Here are other questions readers had:

Q: In December 2017 I rented out my house in San Mateo County and moved into a home I’m renting in Placer County. My home on the Peninsula is assessed at $117,000; Zillow estimates the house is worth $1,850,000. If Prop. 19 passes, I would sell the Peninsula property and buy something here and transfer my property tax. Do I need to move back into the rental property to establish residency?

A: “If they want to take advantage of Proposition 19, then they would need to move back into the rental property to make it their primary residence,” Wolfe said.

How long the homeowner would have to stay there before selling “is unclear, and there is very little guidance. The safest route would be to move into it completely, change all the utilities to it, claim the homeowner’s exemption on it and stay for at least one federal/state tax cycle,” said Brad Marsh, a tax attorney with Greenberg Traurig.

Yeung added, “If the property owner did not file for the homeowners’ or disabled veterans’ exemption, the county assessor will be looking for evidence such as income tax returns, voter registration, vehicle registration, and bank statements.”

Q. My wife and I own a home in San Francisco and Santa Rosa. We occupy both homes, but only one can be claimed as our primary residence. When we pass away, our son will inherit both properties. Prop. 19 is clear on how the assessed value and property tax will be determined for our primary residence. Do you know the current law for how the non-primary residence is assessed upon inherited transfer? Will Prop. 19 impact the non-primary residence?

A: This question illustrates how Prop. 19 would change the rules for transfers of property — by sale, gift or inheritance — between parents and children, starting Feb. 16.

Yin Ho, a real estate attorney with Withers, explains: Under current law, a husband and wife can transfer a primary residence, of any value, to their son and it won’t be reassessed.

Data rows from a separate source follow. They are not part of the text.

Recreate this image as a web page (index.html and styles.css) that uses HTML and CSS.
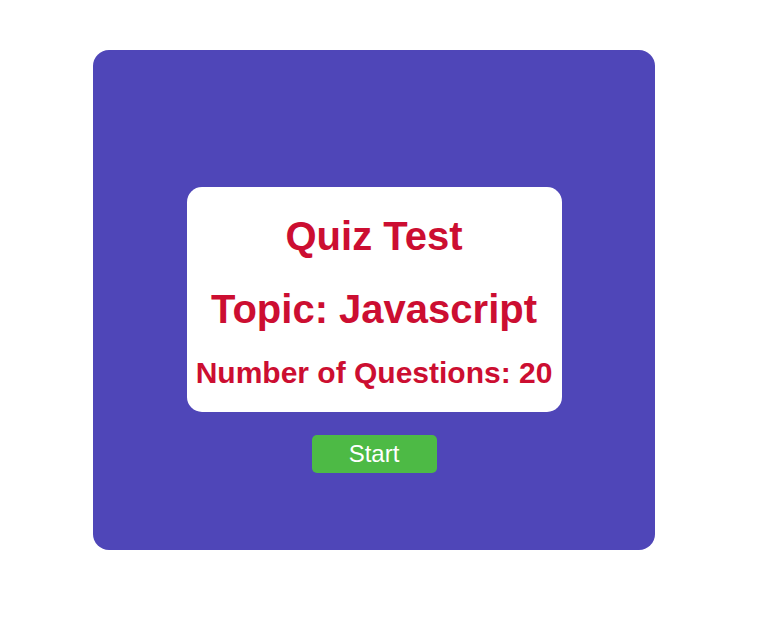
FILE: index.html
```html
<!DOCTYPE html>
<html lang="en">
<head>
<meta charset="utf-8">
<title>Quiz Test</title>
<link rel="stylesheet" href="styles.css">
</head>
<body>
  <main class="quiz">
    <section class="intro">
      <h1 class="title">Quiz Test</h1>
      <h1 class="topic">Topic: Javascript</h1>
      <h2 class="count">Number of Questions: 20</h2>
    </section>
    <button class="start">Start</button>
  </main>
</body>
</html>
```
FILE: styles.css
```css
html, body {
  margin: 0;
  padding: 0;
  background: #ffffff;
}
body {
  font-family: "Liberation Sans", Arial, sans-serif;
  padding: 50px 0 0 93px;
}
.quiz {
  box-sizing: border-box;
  width: 562px;
  height: 500px;
  background: #4f46b8;
  border-radius: 16px;
  padding-top: 137px;
  display: flex;
  flex-direction: column;
  align-items: center;
}
.intro {
  box-sizing: border-box;
  width: 375px;
  background: #ffffff;
  border-radius: 15px;
  padding: 26px 0 22px;
  text-align: center;
  color: #cc0e31;
}
.title, .topic {
  margin: 0;
  font-size: 40px;
  font-weight: bold;
  line-height: 46px;
}
.topic {
  margin-top: 27px;
}
.count {
  margin: 23px 0 0;
  font-size: 30px;
  font-weight: bold;
  line-height: 35px;
}
.start {
  margin-top: 23px;
  width: 125px;
  height: 38px;
  border: none;
  border-radius: 5px;
  background: #4dba45;
  color: #ffffff;
  font-family: "Liberation Sans", Arial, sans-serif;
  font-size: 24px;
  padding: 0;
  cursor: pointer;
}
```
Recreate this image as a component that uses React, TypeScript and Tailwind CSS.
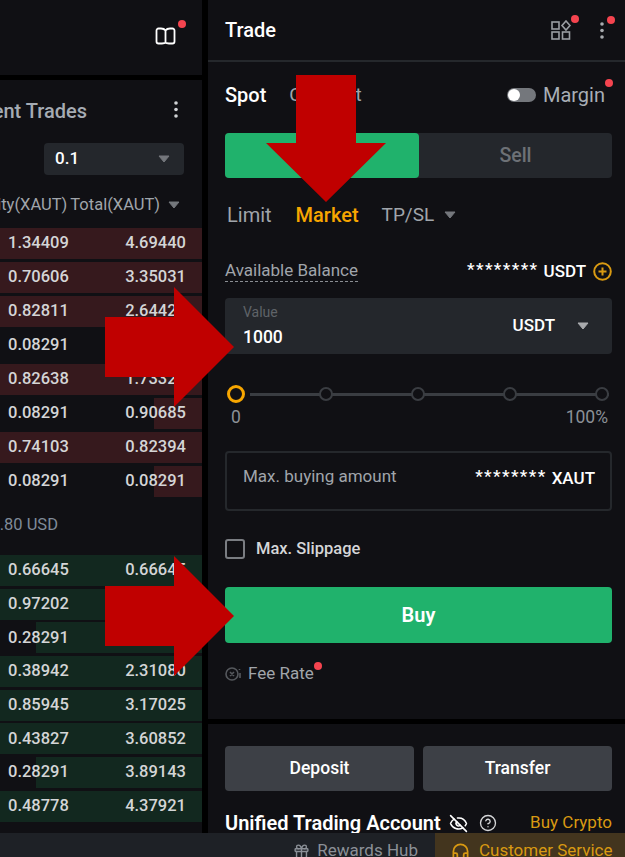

They can also transfer other property — such as second homes, commercial and rental properties — and a limited amount will be excluded from reassessment. The “other property exclusion” is limited to $1 million of adjusted base year value (not market value) per person, he said.

Under current law, the husband and wife can use the principal residence exclusion on either the San Francisco or Santa Rosa home (whichever qualifies), and the “other property” exclusion on the second home. For the other property, the husband and wife should find their adjusted base year value on their most recent tax bill. If the adjusted base year value is equal to or less than $2 million, then 100% can be excluded from reassessment. If it’s more than $2 million, the amount that exceeds $2 million is reassessed to present-day value, Ho said.

Note that the $1 million per person exclusion “is a lifetime amount. Once you use it up, it’s gone,” said Kelly Cruz, director of strategic planning with Aspiriant. A married couple can transfer up to $2 million, but if each uses $500,000 and one passes away, the surviving spouse has only $500,000 left to transfer.

If Prop. 19 passes, starting Feb. 16 the “other property” exclusion is eliminated. The son may still inherit the second home, but it will be reassessed at market value at the time of transfer, Ho said.

In addition, the principal residence exclusion will be limited. To get any exclusion, the son must use his parents’ principal residence as his main home. If the difference between this home’s assessed value and market value is $1 million or less, the assessed value will carry forward. If the difference is more than $1 million, the assessed value will be increased according to a formula, but not to full market value.

If Prop. 19 passes, Cruz said families with substantial real estate should consider transferring property before Feb. 16. However, there’s a trade-off. “If you were planning to leave the property to your children when you die, you would lose the step-up in basis” that property gets under current law when it is transferred at death. This step-up lets heirs avoid income tax on inherited assets if they sell them right away. Presidential candidate Joe Biden has proposed eliminating this step-up in basis, however.